Effect of the granular hydrogel nerve guidance conduit on the regenerated nerves in rats with sciatic nerve injury 16 weeks after the surgery. (A) The expression of S100 (green, Alexa Fluor 488) and GAP43 (red, Alexa Fluor 594) in the transverse sections of regenerated nerves. Visibly more myelin sheaths and axons were regenerated in Groups G (G1–G4) and A (A1–A4), followed by Groups C (C1–C4) and B (B1–B4). Scale bars: 100 µm (upper three rows), 20 µm (lowest row). A4, G4, C4, and B4 are the zoomed-in fields of A3, G3, C3, and B3, respectively. (B) Quantification of the number of visible axons. Data are shown as the mean ± SD (n = 3). **P < 0.01, vs. Group G; #P < 0.05, vs. Group A (one-way analysis of variance followed by Tukey’s post hoc test).

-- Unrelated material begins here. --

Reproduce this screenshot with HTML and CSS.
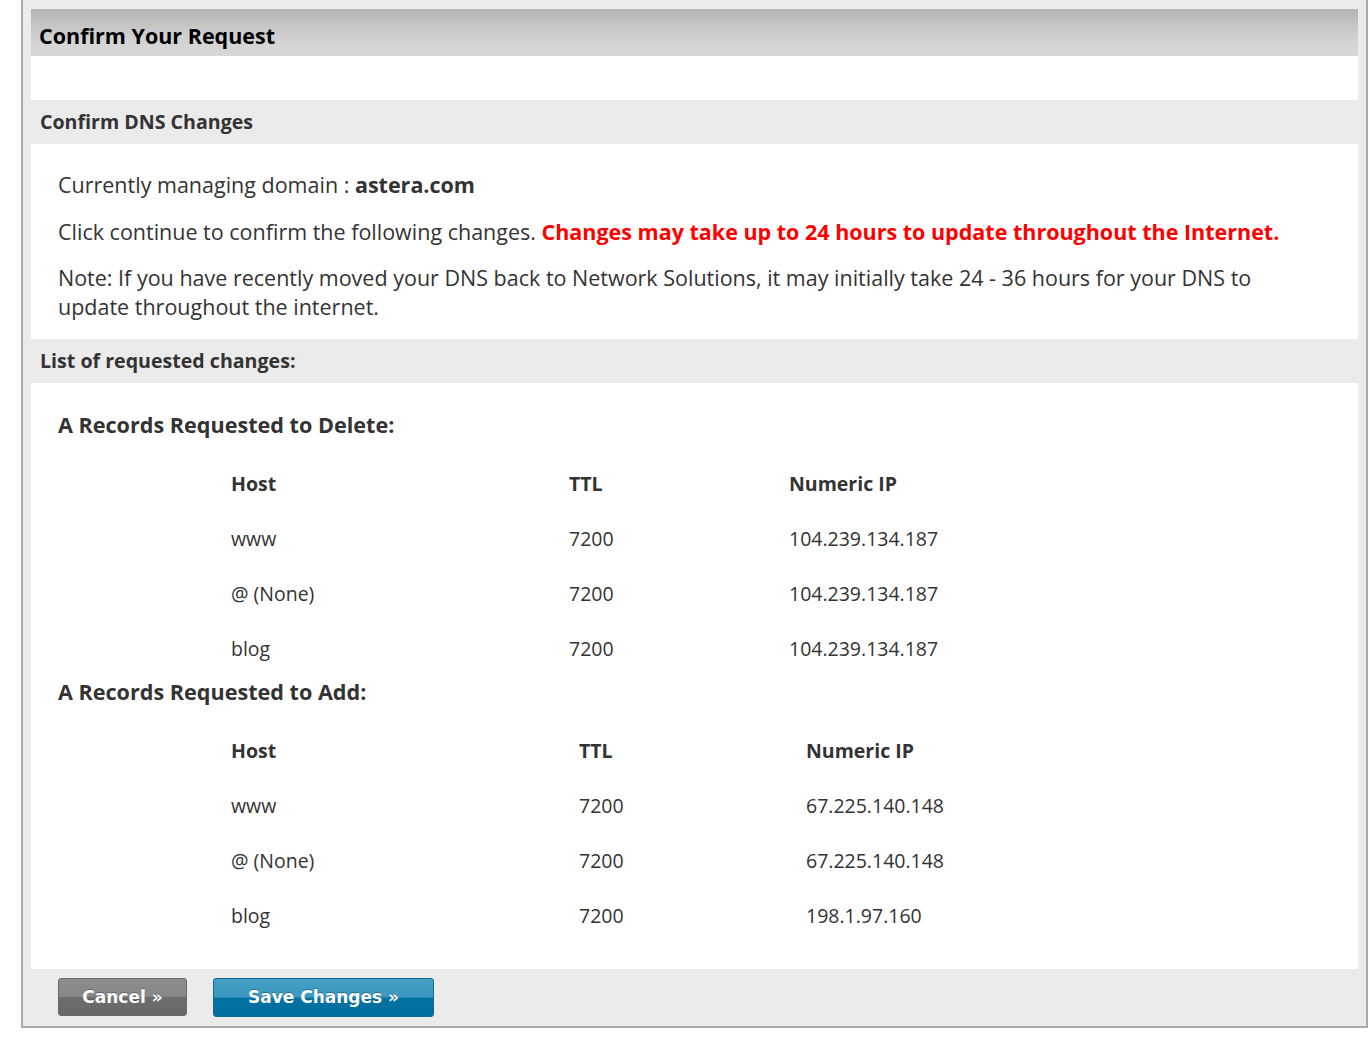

GAP43: Growth associated protein 43; Group A: autologous nerve group; Group B: bulk hydrogel group; Group C: chitosan conduit group; Group G: granular hydrogel group.

Figure 8

Effect of the granular hydrogel nerve guidance conduit on the gastrocnemius muscle atrophy in rats with sciatic nerve injury 16 weeks after surgery. (A) Gross appearance of the gastrocnemius muscles on the injured (left) and normal (right) sides (A1, G1, C1, B1, and S1). Masson’s staining of gastrocnemius muscles in each group (A2, G2, C2, B2, and S2). The gastrocnemius muscle of the injured side was visibly smaller than that of the normal side and Groups A and G showed more muscle fibers and less spacing between muscle fibers in the same view size field. Arrowheads indicate the positive muscle fibers. Scale bars: 1 cm (upper) and 100 µm (lower). (B and C) Comparisons of the gastrocnemius wet weight ratio (B) and the average percentage of the muscle fiber area (C). Data are shown as the mean ± SD (n = 6). ***P < 0.001, vs. Group G; ###P < 0.001, vs. Group A; $P < 0.05, $$$P < 0.001, vs. Group C (one-way analysis of variance followed by Tukey’s post hoc test). Group A: autologous nerve group; Group B: bulk hydrogel group; Group C: chitosan conduit group; Group G: granular hydrogel group.